Lane, O’Keefe and DiGiovanni invoked the 3-2 vote over smokers Presley and Art Holmes, to abolish smoking.
“Lane smiled at Holmes, sitting next to him, and mused, ‘Right down party lines!’ ” my article said.
No comment came from Holmes, nor from City Manager Ken Carr, who also smoked.
“Later in the meeting, however, the city manager became the first person to violate the new council ban,” I wrote. “He forgot and lit up a cigarette, only to be promptly admonished by Lane.”
“I’m tired of being told what I can or can’t do,” Presley said. “I’d light up if I felt like a cigarette.”
Soon thereafter, Presley resigned from the council over a variety of issues.
‘ORDER OF THE GARLIC’
On St. Patrick’s Day in 1976, Patrick Lane became mayor, succeeding DiGiovanni’s year as mayor.
Lane enhanced the tradition of presenting the yearly outgoing mayor with a plaque of honor. He offered DiGiovanni a bulb of garlic, hanging from a string necklace, to wear.

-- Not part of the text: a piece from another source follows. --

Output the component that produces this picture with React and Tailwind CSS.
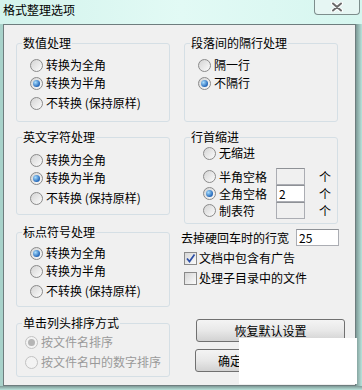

“It’s the day of the Irish,” Lane said. “St. Patrick came from Italy and went to Ireland. He left Italy and took up greener pastures. But we’re very benevolent and generous people, and I want to extend to you equal time for people of other origins.”
DiGiovanni wouldn’t wear the bulb, throwing it into the wastebasket. Lane continued to remind him of “the illustrious Order of the Garlic,” suggesting the outgoing mayor could wear it “to keep the critters away.”
BIGGER ISSUES
These councilmembers generally got along well, though they disagreed at times, and it could be entertaining.
But among the biggest issues, they aimed to clean up and upgrade the Pier Bowl area, providing the town with a “Window to the Sea” by creating a grassy park to replace buildings, and try to protect San Clemente’s empty hills from being developed as intensely as much of Southern California—by requiring housing developers to put homes in clusters to preserve large swaths of open space.
Both issues became highly controversial, spurring debates, recall elections, more elections, challenges from property owners, lawsuits from big developers, and more.
But in the end, the town turned out pretty nicely.